Date: Wed, 21 Mar 2007 03:46:49 -0700	[thread overview]
Message-ID: <> (raw)
In-Reply-To: <>

William Lee Irwin III wrote:
>> I'm tied up elsewhere so I won't get to it in a timely fashion. Maybe
>> in a few weeks I can start up on the first two of the bunch.

On Wed, Mar 21, 2007 at 05:51:23PM +1100, Nick Piggin wrote:
> Care to give us a hint? :)

The first is something DISM-like. I've not made up my mind on the
second, but the shopping catalogue of feature requests I've done
nothing about for some time that want this is long.

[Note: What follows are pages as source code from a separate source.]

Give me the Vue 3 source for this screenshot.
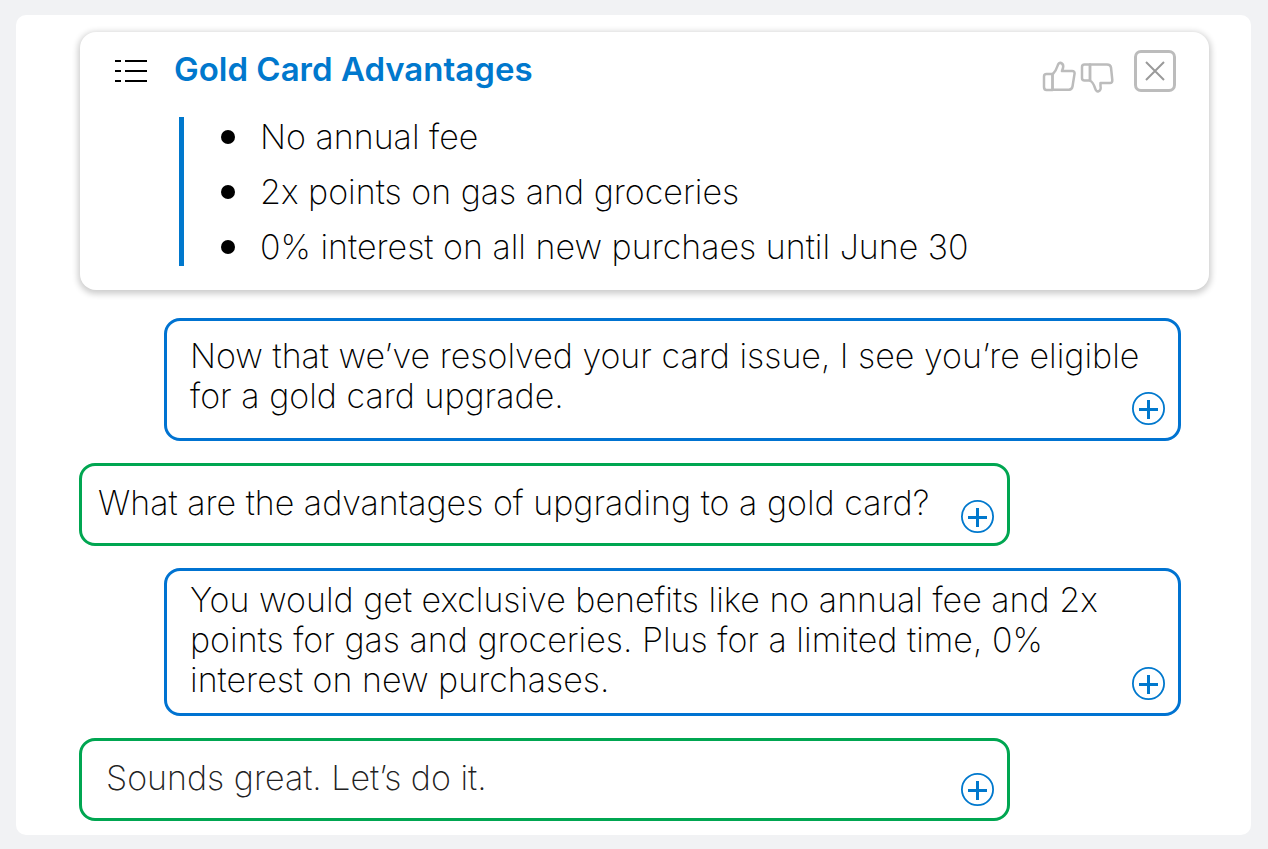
<script setup>
import { ref } from 'vue'

const advantages = [
  'No annual fee',
  '2x points on gas and groceries',
  '0% interest on all new purchaes until June 30',
]

const messages = [
  { from: 'agent', size: 'medium', text: 'Now that we’ve resolved your card issue, I see you’re eligible for a gold card upgrade.' },
  { from: 'customer', size: 'wide', text: 'What are the advantages of upgrading to a gold card?' },
  { from: 'agent', size: 'tall', text: 'You would get exclusive benefits like no annual fee and 2x points for gas and groceries. Plus for a limited time, 0% interest on new purchases.' },
  { from: 'customer', size: 'short', text: 'Sounds great. Let’s do it.' },
]

const open = ref(true)
</script>

<template>
  <main class="panel">
    <section v-if="open" class="card">
      <header class="card-head">
        <svg class="list-icon" width="32" height="22" viewBox="0 0 32 22" aria-hidden="true">
          <path d="M0 1h6M10 1h22M0 11h6M10 11h22M0 21h6M10 21h22" stroke="#000" stroke-width="2" />
        </svg>
        <h1>Gold Card Advantages</h1>
        <div class="votes">
          <button type="button" aria-label="Helpful">
            <svg width="34" height="32" viewBox="0 0 34 32" fill="none" stroke="#bcbcbc" stroke-width="2.5" stroke-linejoin="round">
              <path d="M10.5 13H4.5Q2 13 2 15.5V26Q2 29 4.5 29H10.5Z" />
              <path d="M10.5 13.5Q14 10 15.5 5Q16.5 1.8 18.5 1.8Q22 3 21 7L20 10H30Q33 10 32.5 13L30.5 25.5Q30 28.5 27 28.8H10.5Z" />
            </svg>
          </button>
          <button type="button" aria-label="Not helpful">
            <svg width="34" height="32" viewBox="0 0 34 32" fill="none" stroke="#bcbcbc" stroke-width="2.5" stroke-linejoin="round">
              <path d="M10 3.5H4.5Q2 3.5 2 6V17Q2 19.5 4.5 19.5H10Z" />
              <path d="M10 19.5Q13 21 15 27Q16 30.5 18 30.5Q21.5 29.5 20.5 25V22H30Q32.5 22 32.3 19L31 6.5Q30.5 3.5 27 3.5H10Z" />
            </svg>
          </button>
        </div>
        <button class="close" type="button" aria-label="Close" @click="open = false">
          <svg width="20" height="20" viewBox="0 0 20 20" aria-hidden="true">
            <path d="M1 1L19 19M19 1L1 19" stroke="#9a9a9a" stroke-width="2" />
          </svg>
        </button>
      </header>
      <ul class="advantages">
        <li v-for="item in advantages" :key="item">{{ item }}</li>
      </ul>
    </section>

    <div class="thread">
      <article v-for="m in messages" :key="m.text" class="bubble" :class="[m.from, m.size]">
        <p>{{ m.text }}</p>
        <button class="add" type="button" aria-label="Add">
          <svg width="33" height="33" viewBox="0 0 33 33" aria-hidden="true">
            <circle cx="16.5" cy="16.5" r="15.6" fill="none" stroke="#0078cd" stroke-width="1.8" />
            <path d="M7 17.5H26M16.5 8V27" stroke="#0078cd" stroke-width="3" />
          </svg>
        </button>
      </article>
    </div>
  </main>
</template>

<style>
body {
  margin: 0;
  background: #f1f2f4;
}
</style>

<style scoped>
.panel {
  box-sizing: border-box;
  margin: 15px 17px 14px 16px;
  padding: 17px 42px 14px 64px;
  border-radius: 10px;
  background: #fff;
  font-family: Inter, "Liberation Sans", sans-serif;
  font-size: 34px;
  font-weight: 200;
  line-height: 40px;
  color: #000;
  overflow: hidden;
}
button {
  display: block;
  flex: none;
  margin: 0;
  padding: 0;
  border: 0;
  background: none;
  cursor: pointer;
}
svg {
  display: block;
}
.card {
  box-sizing: border-box;
  padding: 18px 33px 24px 35px;
  border-radius: 16px;
  background: #fff;
  box-shadow: 0 2px 6px 2px rgba(0, 0, 0, 0.2);
}
.card-head {
  display: flex;
  align-items: center;
  height: 42px;
}
.list-icon {
  flex: none;
}
h1 {
  flex: 1;
  margin: 0 0 4px 27px;
  font-size: 33px;
  line-height: 40px;
  font-weight: 600;
  color: #0078cd;
}
.votes {
  display: flex;
  gap: 4px;
  margin: 12px 20px 0 0;
}
.close {
  display: grid;
  place-items: center;
  box-sizing: border-box;
  width: 42px;
  height: 42px;
  border: 3px solid #bcbcbc;
  border-radius: 7px;
}
.advantages {
  display: grid;
  gap: 16px;
  margin: 25px 0 0 64px;
  padding: 0 0 0 37px;
  border-left: 5px solid #0078cd;
  line-height: 39px;
  list-style: none;
}
.advantages li {
  display: flex;
  align-items: center;
  gap: 25px;
}
.advantages li::before {
  content: "";
  flex: none;
  width: 14px;
  height: 14px;
  border-radius: 50%;
  background: #000;
}
.thread {
  display: grid;
  gap: 22px;
  margin-top: 28px;
}
.bubble {
  display: flex;
  align-items: flex-end;
  box-sizing: border-box;
  padding: 9px 13px 13px 23px;
  border: 3px solid #0073d1;
  border-radius: 16px;
}
.bubble p {
  flex: 1;
  align-self: flex-start;
  margin: 0 -12px 0 0;
}
.agent {
  margin: 0 28px 0 84px;
}
.customer {
  margin: 0 199px 0 -1px;
  min-height: 83px;
  border-color: #00a651;
}
.medium {
  min-height: 123px;
  padding-top: 15px;
}
.wide {
  padding: 17px 13px 10px 16px;
}
.tall {
  min-height: 148px;
}
.short {
  padding: 17px 13px 12px 24px;
  color: #222;
}
</style>
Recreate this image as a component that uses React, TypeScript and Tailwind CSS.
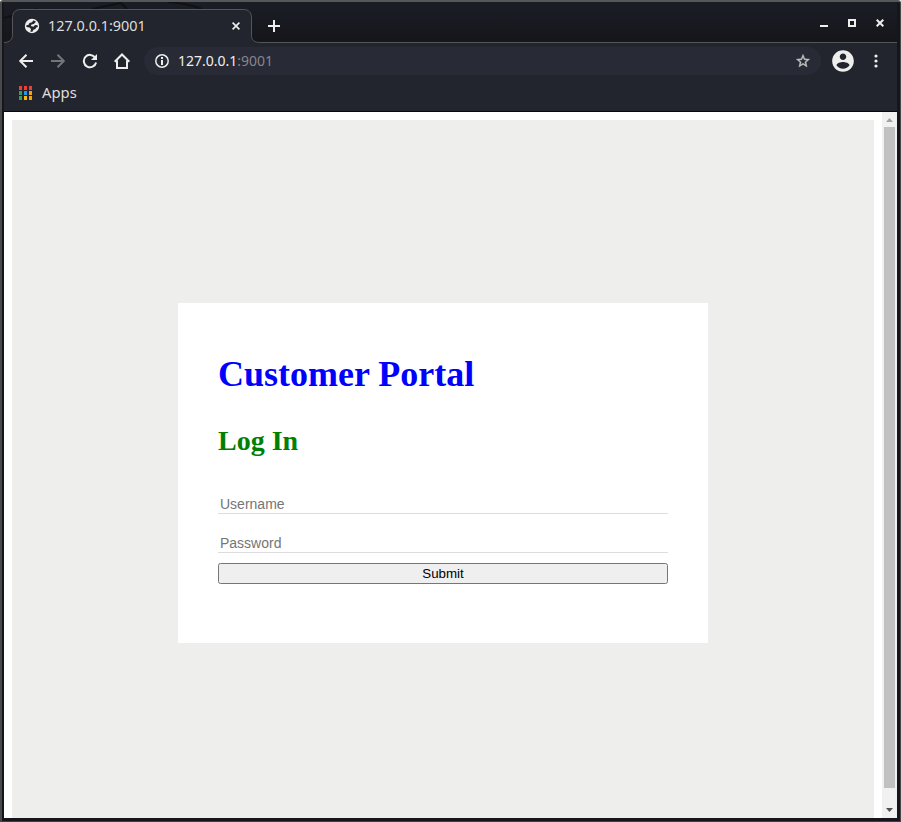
import React from "react";

const uiFont = "font-['Noto_Sans','Open_Sans',sans-serif]";
const appColors = [
  "#f63b30", "#f63b30", "#f63b30",
  "#33a05a", "#2196f3", "#f5a30f",
  "#33a05a", "#fbb80f", "#f5a30f",
];

function TabStrip() {
  return (
    <div className={`relative h-[41px] bg-gradient-to-b from-[#1b1d26] to-[#15161a] ${uiFont}`}>
      <svg className="absolute left-0 top-0" width="893" height="41" viewBox="0 0 893 41" fill="none">
        <path d="M0 16L34 7M88 7L117 1M116 0L124 8M164 0C178 1 188 3 198 7" stroke="#101116" strokeWidth="2" />
        <path d="M0 40.500C5.500 40.500 8.500 37.500 8.500 32.500V15.500C8.500 10.500 11.500 7.500 16.500 7.500H239.500C244.500 7.500 247.500 10.500 247.500 15.500V33.500C247.500 38 250.500 40.500 255.500 40.500H893V41H0Z" fill="#23252e" />
        <path d="M0 40.500C5.500 40.500 8.500 37.500 8.500 32.500V15.500C8.500 10.500 11.500 7.500 16.500 7.500H239.500C244.500 7.500 247.500 10.500 247.500 15.500V33.500C247.500 38 250.500 40.500 255.500 40.500H893" stroke="#54565a" />
      </svg>
      <div className="relative flex h-[41px] items-start">
        <div className="flex w-[248px] items-center pl-5 pt-[16px]">
          <svg width="16" height="16" viewBox="0 0 16 16">
            <circle cx="8" cy="8" r="7.200" fill="#eeeeec" />
            <path d="M9.500 2.300L8 4.200 5.500 4.900 4.600 6.800 2.200 7.500 2.500 9 5.500 9.400 7 11l-.6 2.700 2 .1 1-2L11.500 11l.7-1.600 1.600-.5-.2-1.600-2.600-.4L9.500 8.700 6.800 7.900l.7-1.400 2.300-.4L12 3.700z" fill="#23252e" />
          </svg>
          <span className="ml-2 w-[98px] whitespace-nowrap text-[14.400px] leading-4 text-[#dededc]">127.0.0.1:9001</span>
          <svg className="ml-[86px]" width="8" height="8" viewBox="0 0 8 8">
            <path d="M.6.6l6.800 6.800M7.400.6L.6 7.400" stroke="#eeeeec" strokeWidth="1.700" />
          </svg>
        </div>
        <svg className="ml-4 mt-[18px]" width="12" height="12" viewBox="0 0 12 12"><path d="M6 0v12M0 6h12" stroke="#eeeeec" strokeWidth="2" /></svg>
        <div className="ml-auto mr-[13px] mt-[17px] flex gap-5">
          <svg width="8" height="8"><path d="M0 9h8" stroke="#eeeeec" strokeWidth="2" transform="translate(0 -2)" /></svg>
          <svg width="8" height="8"><path d="M1 1h6v6H1z" fill="none" stroke="#eeeeec" strokeWidth="2" /></svg>
          <svg width="8" height="8"><path d="M.7.7l6.600 6.600M7.300.7L.7 7.300" stroke="#eeeeec" strokeWidth="2" /></svg>
        </div>
      </div>
    </div>
  );
}

function Toolbar() {
  return (
    <div className={`flex h-9 items-center bg-[#23252e] pl-[14px] text-[#eeeeec] ${uiFont}`}>
      <svg width="16" height="16" viewBox="0 0 16 16" fill="none" stroke="#eeeeec" strokeWidth="2"><path d="M15 8H2.500M8.500 1.700L2.200 8l6.300 6.300" /></svg>
      <svg className="ml-4" width="16" height="16" viewBox="0 0 16 16" fill="none" stroke="#74757a" strokeWidth="2"><path d="M1 8h12.500M7.500 1.700L13.800 8l-6.300 6.300" /></svg>
      <svg className="ml-4" width="16" height="16" viewBox="0 0 16 16">
        <path d="M13.200 4.600A6.200 6.200 0 1 0 14.100 9.500" fill="none" stroke="#eeeeec" strokeWidth="2" />
        <path d="M15 1v6H9z" fill="#eeeeec" />
      </svg>
      <svg className="ml-4" width="16" height="16" viewBox="0 0 16 16" fill="none" stroke="#eeeeec" strokeWidth="2"><path d="M.7 8.800L8 1.500l7.300 7.300M3 7.500V15h10V7.500" /></svg>
      <div className="ml-[14px] flex h-7 w-[677px] items-center rounded-full bg-[#282a35] pl-[11px] pr-[10px]">
        <svg width="14" height="14" viewBox="0 0 14 14"><circle cx="7" cy="7" r="6.200" fill="none" stroke="#eeeeec" strokeWidth="1.500" /><path d="M6 3h2v2H6zM6 6h2v5H6z" fill="#eeeeec" /></svg>
        <span className="ml-[9px] text-[14px] leading-4 text-[#eeeeec]">127.0.0.1<span className="text-[#85868c]">:9001</span></span>
        <svg className="ml-auto" width="16" height="16" viewBox="0 0 24 24"><path d="M22 9.240l-7.190-.62L12 2 9.190 8.630 2 9.240l5.460 4.730L5.820 21 12 17.270 18.180 21l-1.630-7.030L22 9.240zM12 15.400l-3.760 2.270 1-4.280-3.320-2.880 4.380-.38L12 6.100l1.710 4.040 4.380.38-3.320 2.880 1 4.280L12 15.400z" fill="#c4c4c4" stroke="#c4c4c4" strokeWidth=".6" /></svg>
      </div>
      <svg className="ml-[9px]" width="26" height="26" viewBox="0 0 24 24"><path d="M12 2C6.480 2 2 6.480 2 12s4.480 10 10 10 10-4.480 10-10S17.520 2 12 2zm0 3c1.660 0 3 1.340 3 3s-1.340 3-3 3-3-1.340-3-3 1.340-3 3-3zm0 14.200c-2.500 0-4.710-1.280-6-3.220.03-1.990 4-3.080 6-3.080 1.990 0 5.970 1.090 6 3.080-1.290 1.940-3.500 3.220-6 3.220z" fill="#eeeeec" /></svg>
      <svg className="ml-[17.500px]" width="4" height="14" viewBox="0 0 4 14" fill="#eeeeec"><circle cx="2" cy="2" r="1.600" /><circle cx="2" cy="7" r="1.600" /><circle cx="2" cy="12" r="1.600" /></svg>
    </div>
  );
}

function Bookmarks() {
  return (
    <div className={`flex h-[33px] items-start border-b border-[#08090c] bg-[#23252e] pl-[15px] ${uiFont}`}>
      <div className="mt-[7px] grid grid-cols-3 gap-x-[2px] gap-y-[1px]">
        {appColors.map((color, i) => (
          <div key={i} className="h-1 w-[3px]" style={{ backgroundColor: color }} />
        ))}
      </div>
      <span className="ml-[10px] mt-[5px] text-[14.800px] leading-4 text-[#dededc]">Apps</span>
    </div>
  );
}

function LoginForm() {
  return (
    <form className="h-[340px] w-[530px] bg-white px-10 font-['Liberation_Serif',serif]" onSubmit={(e) => e.preventDefault()}>
      <h1 className="mt-[50px] text-[36px] font-bold leading-[42px] text-[#0000ff]">Customer Portal</h1>
      <h2 className="mt-[30px] text-[28px] font-bold leading-8 text-[#008000]">Log In</h2>
      <div className="mt-[37px] font-['Liberation_Sans',sans-serif]">
        <input className="block h-5 w-full rounded-none border-b border-[#dddddd] px-[2px] pt-[2px] text-[14px] text-black outline-none placeholder:text-[#757575]" placeholder="Username" />
        <input className="mt-[19px] block h-5 w-full rounded-none border-b border-[#dddddd] px-[2px] pt-[2px] text-[14px] text-black outline-none placeholder:text-[#757575]" type="password" placeholder="Password" />
        <button className="mt-[10px] flex h-[21px] w-full items-center justify-center rounded-[2.500px] border border-[#767676] bg-[#efefef] text-[13.333px] leading-[15px] text-black">Submit</button>
      </div>
    </form>
  );
}

function Scrollbar() {
  return (
    <div className="flex w-[15px] flex-col items-center bg-[#f1f1f1]">
      <svg width="15" height="15"><path d="M4 10l3.500-4 3.500 4z" fill="#a3a3a3" /></svg>
      <div className="h-[661px] w-[11px] bg-[#c1c1c1]" />
      <svg className="mt-auto" width="15" height="15"><path d="M4 5l3.500 4L11 5z" fill="#505050" /></svg>
    </div>
  );
}

export default function App() {
  return (
    <div className="h-[822px] w-[901px] overflow-hidden rounded-t-[3px] border-b border-l-2 border-r border-t-2 border-b-[#3d3f42] border-l-[#48494b] border-r-[#48494b] border-t-[#555759] bg-[#15161b] pb-[3px] pl-[2px] pr-[3px]">
      <div className="w-[893px]">
        <TabStrip />
        <Toolbar />
        <Bookmarks />
        <div className="flex h-[706px] bg-white">
          <main className="ml-2 mr-2 mt-2 flex w-[862px] justify-center bg-[#eeeeec] pt-[183px]">
            <LoginForm />
          </main>
          <Scrollbar />
        </div>
      </div>
    </div>
  );
}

William Lee Irwin III wrote:
>> Not much of a VM translation; it's just a lookup through the
>> software mocked-up structures on everything save i386, x86_64, and
>> some m68k where they're the same thing only with hardware walkers
>> (ISTR ia64's being firmware a la Alpha despite the "HPW" name,
>> though I could be wrong)

On Wed, Mar 21, 2007 at 05:51:23PM +1100, Nick Piggin wrote:
> Well the vma+pagetables *are* our VM translation data structure. It is
> a good data structure. The Gelato/UNSW guys experimenting with changing
> this have basically said they haven't yet got anything that beats it.
> I would be opposed to anything that bypasses that unless a) it is not
> applicable to the VM as a whole, and b) it is really worth it
> (hugepages was a reasonable exception).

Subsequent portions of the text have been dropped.